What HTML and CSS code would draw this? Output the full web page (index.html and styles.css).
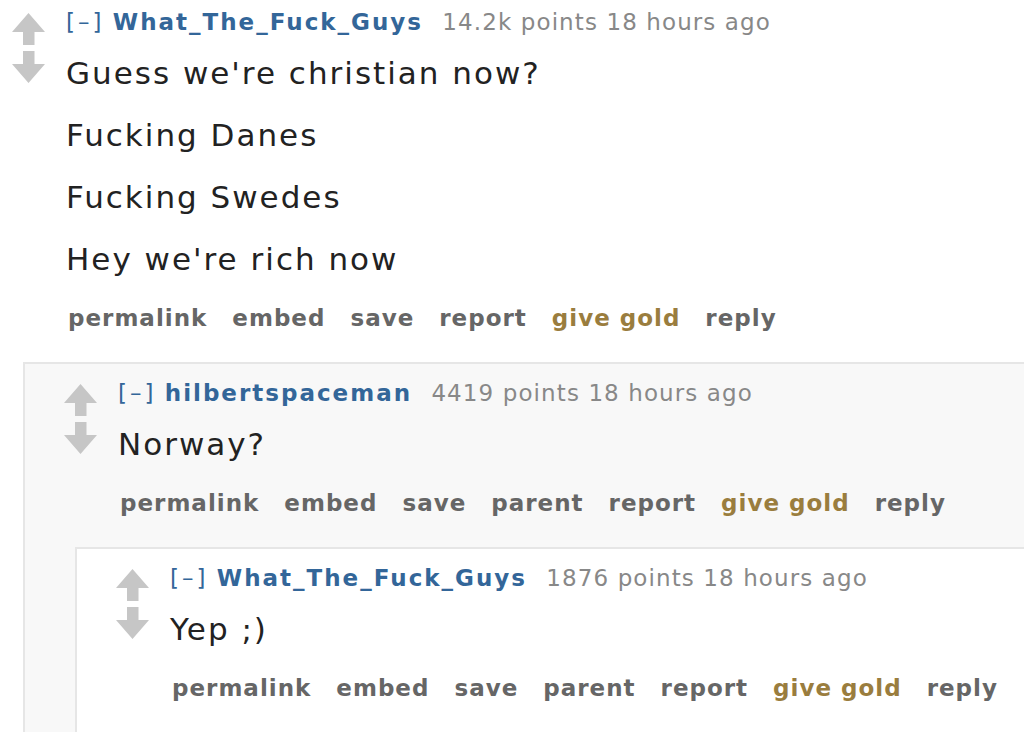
FILE: index.html
```html
<!DOCTYPE html>
<html>
<head>
    <title>Comments</title>
    <link rel="stylesheet" href="styles.css">
</head>
<body>
    <div class="thread">
        <div class="comment top">
            <div class="votes">
                <svg class="arrows" width="34" height="70" viewBox="0 0 34 70">
                    <path d="M16.5 0 L33 19 L22.5 19 L22.5 32 L11 32 L11 19 L0 19 Z"/>
                    <path d="M11 38 L22.5 38 L22.5 51 L33 51 L16.5 70 L0 51 L11 51 Z"/>
                </svg>
            </div>
            <div class="entry">
                <p class="tagline"><a class="expand">[–]</a> <a class="author">What_The_Fuck_Guys</a> <span class="score">14.2k points 18 hours ago</span></p>
                <div class="md">
                    <p>Guess we're christian now?</p>
                    <p>Fucking Danes</p>
                    <p>Fucking Swedes</p>
                    <p>Hey we're rich now</p>
                </div>
                <ul class="buttons">
                    <li><a>permalink</a></li>
                    <li><a>embed</a></li>
                    <li><a>save</a></li>
                    <li><a>report</a></li>
                    <li><a class="gold">give gold</a></li>
                    <li><a>reply</a></li>
                </ul>

                <div class="child odd">
                    <div class="comment">
                        <div class="votes">
                            <svg class="arrows" width="34" height="70" viewBox="0 0 34 70">
                                <path d="M16.5 0 L33 19 L22.5 19 L22.5 32 L11 32 L11 19 L0 19 Z"/>
                                <path d="M11 38 L22.5 38 L22.5 51 L33 51 L16.5 70 L0 51 L11 51 Z"/>
                            </svg>
                        </div>
                        <div class="entry">
                            <p class="tagline"><a class="expand">[–]</a> <a class="author">hilbertspaceman</a> <span class="score">4419 points 18 hours ago</span></p>
                            <div class="md">
                                <p>Norway?</p>
                            </div>
                            <ul class="buttons">
                                <li><a>permalink</a></li>
                                <li><a>embed</a></li>
                                <li><a>save</a></li>
                                <li><a>parent</a></li>
                                <li><a>report</a></li>
                                <li><a class="gold">give gold</a></li>
                                <li><a>reply</a></li>
                            </ul>

                            <div class="child even">
                                <div class="comment">
                                    <div class="votes">
                                        <svg class="arrows" width="34" height="70" viewBox="0 0 34 70">
                                            <path d="M16.5 0 L33 19 L22.5 19 L22.5 32 L11 32 L11 19 L0 19 Z"/>
                                            <path d="M11 38 L22.5 38 L22.5 51 L33 51 L16.5 70 L0 51 L11 51 Z"/>
                                        </svg>
                                    </div>
                                    <div class="entry">
                                        <p class="tagline"><a class="expand">[–]</a> <a class="author">What_The_Fuck_Guys</a> <span class="score">1876 points 18 hours ago</span></p>
                                        <div class="md">
                                            <p>Yep ;)</p>
                                        </div>
                                        <ul class="buttons">
                                            <li><a>permalink</a></li>
                                            <li><a>embed</a></li>
                                            <li><a>save</a></li>
                                            <li><a>parent</a></li>
                                            <li><a>report</a></li>
                                            <li><a class="gold">give gold</a></li>
                                            <li><a>reply</a></li>
                                        </ul>
                                    </div>
                                </div>
                            </div>
                        </div>
                    </div>
                </div>
            </div>
        </div>
    </div>
</body>
</html>
```

FILE: styles.css
```css
html, body {
    margin: 0;
    padding: 0;
    background-color: #fff;
    overflow: hidden;
}

body {
    width: 1024px;
    height: 732px;
    font-family: "DejaVu Sans", Verdana, sans-serif;
    color: #222;
}

.thread {
    padding: 7px 0 0 12px;
}

.comment {
    display: flex;
    align-items: flex-start;
}

.votes {
    width: 54px;
    flex-shrink: 0;
    padding-top: 6px;
}

.arrows {
    display: block;
    fill: #c6c6c6;
}

.entry {
    flex: 1;
    min-width: 0;
}

.tagline {
    margin: 0;
    font-size: 23px;
    line-height: 30px;
    white-space: nowrap;
}

.tagline .expand {
    color: #369;
    letter-spacing: 3px;
    margin-right: 1px;
}

.tagline .author {
    color: #369;
    font-weight: bold;
    letter-spacing: 2px;
    margin-right: 12px;
}

.tagline .score {
    color: #888;
    letter-spacing: 1.1px;
}

.md {
    margin-top: 14px;
}

.md p {
    margin: 0 0 18px;
    font-size: 31px;
    line-height: 44px;
    letter-spacing: 2px;
}

.md p:last-child {
    margin-bottom: 0;
}

.buttons {
    list-style: none;
    margin: 22px 0 0;
    padding: 0 0 0 2px;
    display: flex;
    gap: 25px;
    font-size: 23px;
    line-height: 30px;
    font-weight: bold;
    letter-spacing: 1px;
    white-space: nowrap;
}

.buttons a {
    color: #666;
}

.buttons a.gold {
    color: #9a7d3e;
}

.child {
    margin: 29px -200px 0 -43px;
    padding: 14px 0 0 39px;
    border-top: 2px solid #e6e6e6;
    border-left: 2px solid #e6e6e6;
}

.child.odd {
    background-color: #f8f8f8;
}

.child.even {
    background-color: #fff;
    padding-bottom: 200px;
}
```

Challenge – Omitting all images, print the listing exactly.

Written answer –
What HTML and CSS code would draw this? Output the full web page (index.html and styles.css).
FILE: index.html
```html
<!DOCTYPE html>
<html>
<head>
    <title>Comments</title>
    <link rel="stylesheet" href="styles.css">
</head>
<body>
    <div class="thread">
        <div class="comment top">
            <div class="votes">
                <svg class="arrows" width="34" height="70" viewBox="0 0 34 70">
                    <path d="M16.5 0 L33 19 L22.5 19 L22.5 32 L11 32 L11 19 L0 19 Z"/>
                    <path d="M11 38 L22.5 38 L22.5 51 L33 51 L16.5 70 L0 51 L11 51 Z"/>
                </svg>
            </div>
            <div class="entry">
                <p class="tagline"><a class="expand">[–]</a> <a class="author">What_The_Fuck_Guys</a> <span class="score">14.2k points 18 hours ago</span></p>
                <div class="md">
                    <p>Guess we're christian now?</p>
                    <p>Fucking Danes</p>
                    <p>Fucking Swedes</p>
                    <p>Hey we're rich now</p>
                </div>
                <ul class="buttons">
                    <li><a>permalink</a></li>
                    <li><a>embed</a></li>
                    <li><a>save</a></li>
                    <li><a>report</a></li>
                    <li><a class="gold">give gold</a></li>
                    <li><a>reply</a></li>
                </ul>

                <div class="child odd">
                    <div class="comment">
                        <div class="votes">
                            <svg class="arrows" width="34" height="70" viewBox="0 0 34 70">
                                <path d="M16.5 0 L33 19 L22.5 19 L22.5 32 L11 32 L11 19 L0 19 Z"/>
                                <path d="M11 38 L22.5 38 L22.5 51 L33 51 L16.5 70 L0 51 L11 51 Z"/>
                            </svg>
                        </div>
                        <div class="entry">
                            <p class="tagline"><a class="expand">[–]</a> <a class="author">hilbertspaceman</a> <span class="score">4419 points 18 hours ago</span></p>
                            <div class="md">
                                <p>Norway?</p>
                            </div>
                            <ul class="buttons">
                                <li><a>permalink</a></li>
                                <li><a>embed</a></li>
                                <li><a>save</a></li>
                                <li><a>parent</a></li>
                                <li><a>report</a></li>
                                <li><a class="gold">give gold</a></li>
                                <li><a>reply</a></li>
                            </ul>

                            <div class="child even">
                                <div class="comment">
                                    <div class="votes">
                                        <svg class="arrows" width="34" height="70" viewBox="0 0 34 70">
                                            <path d="M16.5 0 L33 19 L22.5 19 L22.5 32 L11 32 L11 19 L0 19 Z"/>
                                            <path d="M11 38 L22.5 38 L22.5 51 L33 51 L16.5 70 L0 51 L11 51 Z"/>
                                        </svg>
                                    </div>
                                    <div class="entry">
                                        <p class="tagline"><a class="expand">[–]</a> <a class="author">What_The_Fuck_Guys</a> <span class="score">1876 points 18 hours ago</span></p>
                                        <div class="md">
                                            <p>Yep ;)</p>
                                        </div>
                                        <ul class="buttons">
                                            <li><a>permalink</a></li>
                                            <li><a>embed</a></li>
                                            <li><a>save</a></li>
                                            <li><a>parent</a></li>
                                            <li><a>report</a></li>
                                            <li><a class="gold">give gold</a></li>
                                            <li><a>reply</a></li>
                                        </ul>
                                    </div>
                                </div>
                            </div>
                        </div>
                    </div>
                </div>
            </div>
        </div>
    </div>
</body>
</html>
```

FILE: styles.css
```css
html, body {
    margin: 0;
    padding: 0;
    background-color: #fff;
    overflow: hidden;
}

body {
    width: 1024px;
    height: 732px;
    font-family: "DejaVu Sans", Verdana, sans-serif;
    color: #222;
}

.thread {
    padding: 7px 0 0 12px;
}

.comment {
    display: flex;
    align-items: flex-start;
}

.votes {
    width: 54px;
    flex-shrink: 0;
    padding-top: 6px;
}

.arrows {
    display: block;
    fill: #c6c6c6;
}

.entry {
    flex: 1;
    min-width: 0;
}

.tagline {
    margin: 0;
    font-size: 23px;
    line-height: 30px;
    white-space: nowrap;
}

.tagline .expand {
    color: #369;
    letter-spacing: 3px;
    margin-right: 1px;
}

.tagline .author {
    color: #369;
    font-weight: bold;
    letter-spacing: 2px;
    margin-right: 12px;
}

.tagline .score {
    color: #888;
    letter-spacing: 1.1px;
}

.md {
    margin-top: 14px;
}

.md p {
    margin: 0 0 18px;
    font-size: 31px;
    line-height: 44px;
    letter-spacing: 2px;
}

.md p:last-child {
    margin-bottom: 0;
}

.buttons {
    list-style: none;
    margin: 22px 0 0;
    padding: 0 0 0 2px;
    display: flex;
    gap: 25px;
    font-size: 23px;
    line-height: 30px;
    font-weight: bold;
    letter-spacing: 1px;
    white-space: nowrap;
}

.buttons a {
    color: #666;
}

.buttons a.gold {
    color: #9a7d3e;
}

.child {
    margin: 29px -200px 0 -43px;
    padding: 14px 0 0 39px;
    border-top: 2px solid #e6e6e6;
    border-left: 2px solid #e6e6e6;
}

.child.odd {
    background-color: #f8f8f8;
}

.child.even {
    background-color: #fff;
    padding-bottom: 200px;
}
```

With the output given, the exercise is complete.